> COLLECTED MATERIAL

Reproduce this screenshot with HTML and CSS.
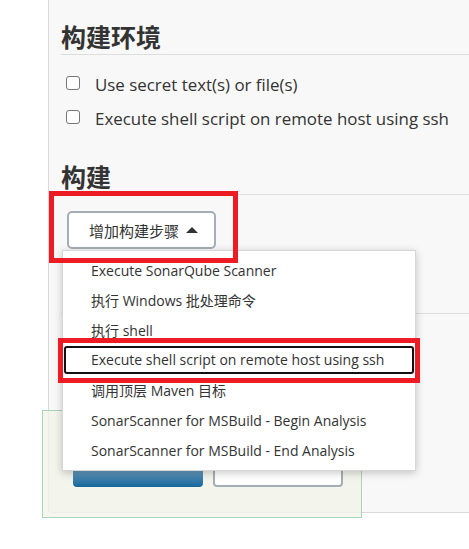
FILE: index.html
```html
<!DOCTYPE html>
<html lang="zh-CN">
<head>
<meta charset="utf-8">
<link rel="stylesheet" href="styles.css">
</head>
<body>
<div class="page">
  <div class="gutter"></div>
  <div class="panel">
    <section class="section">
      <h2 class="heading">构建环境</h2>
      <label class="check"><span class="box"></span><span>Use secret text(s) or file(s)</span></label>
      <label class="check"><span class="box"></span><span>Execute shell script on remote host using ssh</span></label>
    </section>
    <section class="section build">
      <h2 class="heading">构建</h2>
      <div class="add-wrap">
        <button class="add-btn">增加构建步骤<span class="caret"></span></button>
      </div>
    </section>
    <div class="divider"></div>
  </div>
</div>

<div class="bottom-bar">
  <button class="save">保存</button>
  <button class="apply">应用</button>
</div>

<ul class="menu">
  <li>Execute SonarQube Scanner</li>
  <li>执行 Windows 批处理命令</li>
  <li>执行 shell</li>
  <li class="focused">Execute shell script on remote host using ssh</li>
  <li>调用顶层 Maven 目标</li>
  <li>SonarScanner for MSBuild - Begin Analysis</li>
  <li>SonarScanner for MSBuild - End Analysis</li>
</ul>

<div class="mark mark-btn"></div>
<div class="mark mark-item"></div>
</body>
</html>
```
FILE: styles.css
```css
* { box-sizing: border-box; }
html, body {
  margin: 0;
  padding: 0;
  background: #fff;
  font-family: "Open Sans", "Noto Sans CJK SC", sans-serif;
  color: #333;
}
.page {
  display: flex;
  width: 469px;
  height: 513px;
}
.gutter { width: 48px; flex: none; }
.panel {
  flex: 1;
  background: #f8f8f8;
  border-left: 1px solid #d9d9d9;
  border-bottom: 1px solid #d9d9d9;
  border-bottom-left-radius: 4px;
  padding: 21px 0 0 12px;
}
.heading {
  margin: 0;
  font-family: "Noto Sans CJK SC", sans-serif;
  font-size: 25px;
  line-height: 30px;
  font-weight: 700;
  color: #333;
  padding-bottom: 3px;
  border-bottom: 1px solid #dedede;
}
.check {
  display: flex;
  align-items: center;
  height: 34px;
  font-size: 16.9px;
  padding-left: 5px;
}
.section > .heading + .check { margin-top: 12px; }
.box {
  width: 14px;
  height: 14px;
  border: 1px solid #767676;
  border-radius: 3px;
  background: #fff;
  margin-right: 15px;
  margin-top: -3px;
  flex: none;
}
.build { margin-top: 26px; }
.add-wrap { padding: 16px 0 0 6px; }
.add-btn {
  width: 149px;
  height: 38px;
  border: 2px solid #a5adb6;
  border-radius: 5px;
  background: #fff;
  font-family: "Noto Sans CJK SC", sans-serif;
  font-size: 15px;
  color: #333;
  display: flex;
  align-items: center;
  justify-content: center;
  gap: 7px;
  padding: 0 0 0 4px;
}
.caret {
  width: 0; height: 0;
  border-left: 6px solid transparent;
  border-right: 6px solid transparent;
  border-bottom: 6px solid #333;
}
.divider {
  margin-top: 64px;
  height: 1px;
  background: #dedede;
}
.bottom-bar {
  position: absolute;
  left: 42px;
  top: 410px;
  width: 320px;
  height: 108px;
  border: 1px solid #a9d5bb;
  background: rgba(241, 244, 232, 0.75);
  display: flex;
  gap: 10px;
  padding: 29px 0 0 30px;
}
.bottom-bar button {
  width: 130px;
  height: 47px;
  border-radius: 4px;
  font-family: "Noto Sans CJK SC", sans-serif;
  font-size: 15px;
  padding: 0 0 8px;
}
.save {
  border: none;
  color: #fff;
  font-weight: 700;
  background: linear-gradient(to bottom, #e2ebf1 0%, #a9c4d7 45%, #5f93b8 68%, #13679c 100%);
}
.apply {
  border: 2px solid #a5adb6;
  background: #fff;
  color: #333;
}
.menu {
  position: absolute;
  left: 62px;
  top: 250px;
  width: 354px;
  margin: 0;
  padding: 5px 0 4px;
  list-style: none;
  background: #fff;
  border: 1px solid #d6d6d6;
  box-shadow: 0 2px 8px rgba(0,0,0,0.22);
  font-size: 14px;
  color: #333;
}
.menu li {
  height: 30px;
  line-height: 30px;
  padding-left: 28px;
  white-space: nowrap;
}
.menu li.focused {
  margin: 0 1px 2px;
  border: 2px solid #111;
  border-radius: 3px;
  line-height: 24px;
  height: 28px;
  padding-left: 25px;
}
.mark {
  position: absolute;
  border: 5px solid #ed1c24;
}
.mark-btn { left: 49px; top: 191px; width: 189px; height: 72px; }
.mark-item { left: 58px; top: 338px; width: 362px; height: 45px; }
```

> REQUIRED WORK
Output the material word for word, omitting its pictures.

> TASK OUTPUT
Reproduce this screenshot with HTML and CSS.
FILE: index.html
```html
<!DOCTYPE html>
<html lang="zh-CN">
<head>
<meta charset="utf-8">
<link rel="stylesheet" href="styles.css">
</head>
<body>
<div class="page">
  <div class="gutter"></div>
  <div class="panel">
    <section class="section">
      <h2 class="heading">构建环境</h2>
      <label class="check"><span class="box"></span><span>Use secret text(s) or file(s)</span></label>
      <label class="check"><span class="box"></span><span>Execute shell script on remote host using ssh</span></label>
    </section>
    <section class="section build">
      <h2 class="heading">构建</h2>
      <div class="add-wrap">
        <button class="add-btn">增加构建步骤<span class="caret"></span></button>
      </div>
    </section>
    <div class="divider"></div>
  </div>
</div>

<div class="bottom-bar">
  <button class="save">保存</button>
  <button class="apply">应用</button>
</div>

<ul class="menu">
  <li>Execute SonarQube Scanner</li>
  <li>执行 Windows 批处理命令</li>
  <li>执行 shell</li>
  <li class="focused">Execute shell script on remote host using ssh</li>
  <li>调用顶层 Maven 目标</li>
  <li>SonarScanner for MSBuild - Begin Analysis</li>
  <li>SonarScanner for MSBuild - End Analysis</li>
</ul>

<div class="mark mark-btn"></div>
<div class="mark mark-item"></div>
</body>
</html>
```
FILE: styles.css
```css
* { box-sizing: border-box; }
html, body {
  margin: 0;
  padding: 0;
  background: #fff;
  font-family: "Open Sans", "Noto Sans CJK SC", sans-serif;
  color: #333;
}
.page {
  display: flex;
  width: 469px;
  height: 513px;
}
.gutter { width: 48px; flex: none; }
.panel {
  flex: 1;
  background: #f8f8f8;
  border-left: 1px solid #d9d9d9;
  border-bottom: 1px solid #d9d9d9;
  border-bottom-left-radius: 4px;
  padding: 21px 0 0 12px;
}
.heading {
  margin: 0;
  font-family: "Noto Sans CJK SC", sans-serif;
  font-size: 25px;
  line-height: 30px;
  font-weight: 700;
  color: #333;
  padding-bottom: 3px;
  border-bottom: 1px solid #dedede;
}
.check {
  display: flex;
  align-items: center;
  height: 34px;
  font-size: 16.9px;
  padding-left: 5px;
}
.section > .heading + .check { margin-top: 12px; }
.box {
  width: 14px;
  height: 14px;
  border: 1px solid #767676;
  border-radius: 3px;
  background: #fff;
  margin-right: 15px;
  margin-top: -3px;
  flex: none;
}
.build { margin-top: 26px; }
.add-wrap { padding: 16px 0 0 6px; }
.add-btn {
  width: 149px;
  height: 38px;
  border: 2px solid #a5adb6;
  border-radius: 5px;
  background: #fff;
  font-family: "Noto Sans CJK SC", sans-serif;
  font-size: 15px;
  color: #333;
  display: flex;
  align-items: center;
  justify-content: center;
  gap: 7px;
  padding: 0 0 0 4px;
}
.caret {
  width: 0; height: 0;
  border-left: 6px solid transparent;
  border-right: 6px solid transparent;
  border-bottom: 6px solid #333;
}
.divider {
  margin-top: 64px;
  height: 1px;
  background: #dedede;
}
.bottom-bar {
  position: absolute;
  left: 42px;
  top: 410px;
  width: 320px;
  height: 108px;
  border: 1px solid #a9d5bb;
  background: rgba(241, 244, 232, 0.75);
  display: flex;
  gap: 10px;
  padding: 29px 0 0 30px;
}
.bottom-bar button {
  width: 130px;
  height: 47px;
  border-radius: 4px;
  font-family: "Noto Sans CJK SC", sans-serif;
  font-size: 15px;
  padding: 0 0 8px;
}
.save {
  border: none;
  color: #fff;
  font-weight: 700;
  background: linear-gradient(to bottom, #e2ebf1 0%, #a9c4d7 45%, #5f93b8 68%, #13679c 100%);
}
.apply {
  border: 2px solid #a5adb6;
  background: #fff;
  color: #333;
}
.menu {
  position: absolute;
  left: 62px;
  top: 250px;
  width: 354px;
  margin: 0;
  padding: 5px 0 4px;
  list-style: none;
  background: #fff;
  border: 1px solid #d6d6d6;
  box-shadow: 0 2px 8px rgba(0,0,0,0.22);
  font-size: 14px;
  color: #333;
}
.menu li {
  height: 30px;
  line-height: 30px;
  padding-left: 28px;
  white-space: nowrap;
}
.menu li.focused {
  margin: 0 1px 2px;
  border: 2px solid #111;
  border-radius: 3px;
  line-height: 24px;
  height: 28px;
  padding-left: 25px;
}
.mark {
  position: absolute;
  border: 5px solid #ed1c24;
}
.mark-btn { left: 49px; top: 191px; width: 189px; height: 72px; }
.mark-item { left: 58px; top: 338px; width: 362px; height: 45px; }
```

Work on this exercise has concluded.